__What you will do__
Give again, exactly as written, the lines of the records below from the line with "Generate a component" to the line with "import React from". Both end lines count; pictures do not.

__Dataset entries__

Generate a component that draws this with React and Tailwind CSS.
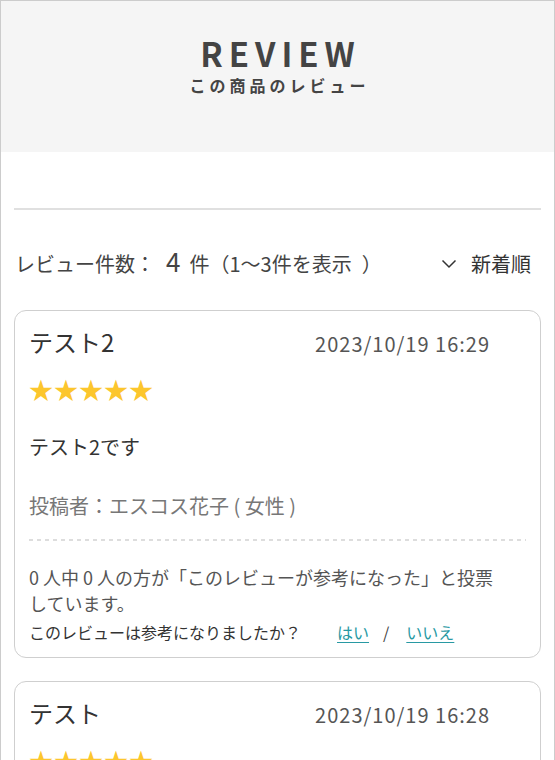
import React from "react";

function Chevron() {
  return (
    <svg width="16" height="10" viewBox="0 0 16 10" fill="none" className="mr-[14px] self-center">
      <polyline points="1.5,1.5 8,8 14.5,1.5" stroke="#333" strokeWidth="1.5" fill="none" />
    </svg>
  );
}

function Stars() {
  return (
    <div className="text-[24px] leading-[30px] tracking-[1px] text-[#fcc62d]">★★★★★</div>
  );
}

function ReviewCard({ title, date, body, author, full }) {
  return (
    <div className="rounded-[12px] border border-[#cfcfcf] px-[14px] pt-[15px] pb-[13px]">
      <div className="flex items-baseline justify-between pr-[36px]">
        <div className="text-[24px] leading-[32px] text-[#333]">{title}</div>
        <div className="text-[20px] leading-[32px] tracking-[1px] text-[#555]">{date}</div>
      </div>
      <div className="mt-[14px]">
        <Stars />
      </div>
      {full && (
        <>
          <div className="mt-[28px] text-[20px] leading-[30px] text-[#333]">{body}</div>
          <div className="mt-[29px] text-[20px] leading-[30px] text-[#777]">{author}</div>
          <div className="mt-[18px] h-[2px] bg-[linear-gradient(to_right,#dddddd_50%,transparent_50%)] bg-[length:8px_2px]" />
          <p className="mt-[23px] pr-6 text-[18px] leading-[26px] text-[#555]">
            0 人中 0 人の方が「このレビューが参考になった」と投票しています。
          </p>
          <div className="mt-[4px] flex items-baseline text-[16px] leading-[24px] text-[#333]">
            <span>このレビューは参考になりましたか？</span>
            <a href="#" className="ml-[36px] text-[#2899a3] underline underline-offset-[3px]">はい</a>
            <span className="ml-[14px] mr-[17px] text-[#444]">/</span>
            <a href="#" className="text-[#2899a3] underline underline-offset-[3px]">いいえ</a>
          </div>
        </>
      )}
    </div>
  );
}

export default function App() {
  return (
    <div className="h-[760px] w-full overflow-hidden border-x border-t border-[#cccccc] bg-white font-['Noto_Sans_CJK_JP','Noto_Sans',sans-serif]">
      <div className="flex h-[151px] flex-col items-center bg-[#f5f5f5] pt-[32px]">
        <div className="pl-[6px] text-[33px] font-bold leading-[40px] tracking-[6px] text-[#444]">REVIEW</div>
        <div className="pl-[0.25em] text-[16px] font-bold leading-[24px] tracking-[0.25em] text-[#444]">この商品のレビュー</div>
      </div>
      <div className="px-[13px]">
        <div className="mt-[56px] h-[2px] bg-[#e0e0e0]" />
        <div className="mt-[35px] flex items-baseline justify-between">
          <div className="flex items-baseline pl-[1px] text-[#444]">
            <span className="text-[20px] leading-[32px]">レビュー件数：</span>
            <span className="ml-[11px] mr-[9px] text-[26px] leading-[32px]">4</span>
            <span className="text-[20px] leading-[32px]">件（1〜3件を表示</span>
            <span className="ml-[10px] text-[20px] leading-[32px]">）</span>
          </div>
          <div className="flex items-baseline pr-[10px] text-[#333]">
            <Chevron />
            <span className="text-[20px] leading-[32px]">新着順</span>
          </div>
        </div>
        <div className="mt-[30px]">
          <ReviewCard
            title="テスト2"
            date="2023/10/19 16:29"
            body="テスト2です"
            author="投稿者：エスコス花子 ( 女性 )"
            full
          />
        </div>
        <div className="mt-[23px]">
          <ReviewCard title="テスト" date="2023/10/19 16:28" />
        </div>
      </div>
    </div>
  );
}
--
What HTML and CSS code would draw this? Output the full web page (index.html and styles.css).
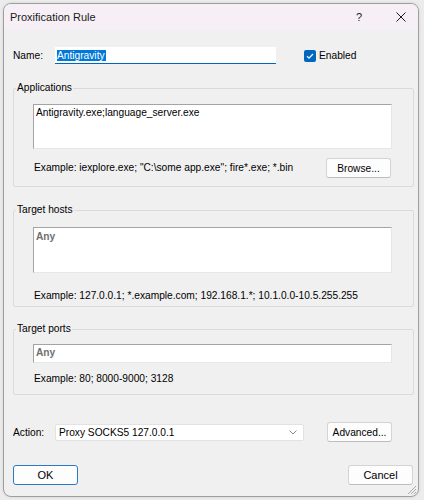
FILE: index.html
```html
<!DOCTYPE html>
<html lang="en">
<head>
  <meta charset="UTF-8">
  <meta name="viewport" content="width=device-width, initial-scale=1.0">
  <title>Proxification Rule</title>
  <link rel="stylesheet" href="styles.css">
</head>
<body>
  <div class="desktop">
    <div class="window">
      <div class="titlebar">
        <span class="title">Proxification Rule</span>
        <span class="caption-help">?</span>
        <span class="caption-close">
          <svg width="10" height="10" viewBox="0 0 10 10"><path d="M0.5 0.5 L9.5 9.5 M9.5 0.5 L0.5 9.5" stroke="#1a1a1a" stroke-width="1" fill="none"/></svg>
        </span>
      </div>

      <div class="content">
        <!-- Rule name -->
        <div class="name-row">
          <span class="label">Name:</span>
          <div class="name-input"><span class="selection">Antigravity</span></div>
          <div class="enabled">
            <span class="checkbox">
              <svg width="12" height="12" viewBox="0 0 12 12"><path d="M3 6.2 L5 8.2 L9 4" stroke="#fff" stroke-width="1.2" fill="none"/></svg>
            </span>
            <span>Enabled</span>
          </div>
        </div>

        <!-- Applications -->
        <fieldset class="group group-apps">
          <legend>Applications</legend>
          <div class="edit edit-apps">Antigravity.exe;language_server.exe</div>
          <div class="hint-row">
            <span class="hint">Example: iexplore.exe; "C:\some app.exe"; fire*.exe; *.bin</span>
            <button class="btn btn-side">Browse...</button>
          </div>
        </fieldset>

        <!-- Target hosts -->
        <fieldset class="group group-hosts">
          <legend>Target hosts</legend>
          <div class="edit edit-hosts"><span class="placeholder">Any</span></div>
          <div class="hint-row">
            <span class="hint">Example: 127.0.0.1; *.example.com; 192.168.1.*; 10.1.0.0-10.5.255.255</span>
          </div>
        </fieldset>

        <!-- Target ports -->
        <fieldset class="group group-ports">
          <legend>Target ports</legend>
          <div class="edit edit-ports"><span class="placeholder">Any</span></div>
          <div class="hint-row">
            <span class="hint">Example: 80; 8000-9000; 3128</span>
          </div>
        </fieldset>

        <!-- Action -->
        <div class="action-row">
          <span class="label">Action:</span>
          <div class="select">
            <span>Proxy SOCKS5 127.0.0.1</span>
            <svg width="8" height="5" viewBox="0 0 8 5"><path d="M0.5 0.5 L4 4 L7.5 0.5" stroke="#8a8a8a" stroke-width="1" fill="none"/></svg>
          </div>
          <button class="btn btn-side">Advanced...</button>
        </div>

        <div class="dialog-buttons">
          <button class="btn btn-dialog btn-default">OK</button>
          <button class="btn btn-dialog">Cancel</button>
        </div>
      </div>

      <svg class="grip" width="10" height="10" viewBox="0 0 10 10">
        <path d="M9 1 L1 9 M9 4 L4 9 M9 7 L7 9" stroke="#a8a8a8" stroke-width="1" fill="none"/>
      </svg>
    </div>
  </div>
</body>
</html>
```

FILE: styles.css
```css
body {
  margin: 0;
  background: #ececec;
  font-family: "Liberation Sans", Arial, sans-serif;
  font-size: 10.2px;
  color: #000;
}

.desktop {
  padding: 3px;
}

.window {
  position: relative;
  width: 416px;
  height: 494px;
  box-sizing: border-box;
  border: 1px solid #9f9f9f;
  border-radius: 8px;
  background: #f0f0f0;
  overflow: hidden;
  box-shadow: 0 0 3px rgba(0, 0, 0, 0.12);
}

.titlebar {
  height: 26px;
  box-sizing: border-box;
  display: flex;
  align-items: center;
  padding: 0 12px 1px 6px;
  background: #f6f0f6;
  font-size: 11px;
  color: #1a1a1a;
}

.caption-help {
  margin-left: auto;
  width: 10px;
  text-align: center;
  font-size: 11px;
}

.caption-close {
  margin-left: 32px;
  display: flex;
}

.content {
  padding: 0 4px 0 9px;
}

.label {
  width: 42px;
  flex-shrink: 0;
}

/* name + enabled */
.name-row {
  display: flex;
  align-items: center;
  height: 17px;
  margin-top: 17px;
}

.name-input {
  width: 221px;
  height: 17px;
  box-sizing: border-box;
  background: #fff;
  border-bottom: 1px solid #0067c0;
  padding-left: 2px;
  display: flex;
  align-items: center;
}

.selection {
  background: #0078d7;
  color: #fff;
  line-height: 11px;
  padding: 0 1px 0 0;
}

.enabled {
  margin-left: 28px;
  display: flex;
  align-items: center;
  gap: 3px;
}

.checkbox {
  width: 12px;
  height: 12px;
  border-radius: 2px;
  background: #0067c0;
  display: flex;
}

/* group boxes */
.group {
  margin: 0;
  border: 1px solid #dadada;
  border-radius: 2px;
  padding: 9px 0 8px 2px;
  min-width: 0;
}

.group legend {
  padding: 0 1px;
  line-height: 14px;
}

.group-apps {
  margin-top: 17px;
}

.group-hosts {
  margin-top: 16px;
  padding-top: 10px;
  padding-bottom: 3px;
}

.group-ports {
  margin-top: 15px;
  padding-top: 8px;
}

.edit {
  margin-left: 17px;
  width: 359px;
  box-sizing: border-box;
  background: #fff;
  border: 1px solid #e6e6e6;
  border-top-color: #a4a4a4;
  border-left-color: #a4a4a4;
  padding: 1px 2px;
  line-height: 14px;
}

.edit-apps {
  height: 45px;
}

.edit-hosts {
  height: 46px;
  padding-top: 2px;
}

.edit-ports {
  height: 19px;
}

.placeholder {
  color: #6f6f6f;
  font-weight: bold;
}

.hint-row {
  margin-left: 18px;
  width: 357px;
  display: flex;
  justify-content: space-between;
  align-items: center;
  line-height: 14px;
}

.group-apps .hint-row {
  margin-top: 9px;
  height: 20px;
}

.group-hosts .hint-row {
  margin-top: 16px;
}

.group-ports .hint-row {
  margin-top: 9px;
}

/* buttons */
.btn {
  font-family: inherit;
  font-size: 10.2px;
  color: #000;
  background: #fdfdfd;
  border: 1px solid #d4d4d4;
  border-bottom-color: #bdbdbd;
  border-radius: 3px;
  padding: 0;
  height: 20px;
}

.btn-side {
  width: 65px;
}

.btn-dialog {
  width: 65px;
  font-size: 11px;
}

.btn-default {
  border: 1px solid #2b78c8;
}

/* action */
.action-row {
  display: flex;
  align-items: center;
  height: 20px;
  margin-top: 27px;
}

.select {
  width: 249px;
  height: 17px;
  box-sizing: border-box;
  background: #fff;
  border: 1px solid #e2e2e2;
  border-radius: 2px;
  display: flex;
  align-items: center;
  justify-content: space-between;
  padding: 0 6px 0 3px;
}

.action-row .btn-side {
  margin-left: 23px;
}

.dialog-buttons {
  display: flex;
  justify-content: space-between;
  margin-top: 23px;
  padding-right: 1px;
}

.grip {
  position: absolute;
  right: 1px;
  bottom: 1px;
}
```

__Solved exercise__
Generate a component that draws this with React and Tailwind CSS.
import React from "react";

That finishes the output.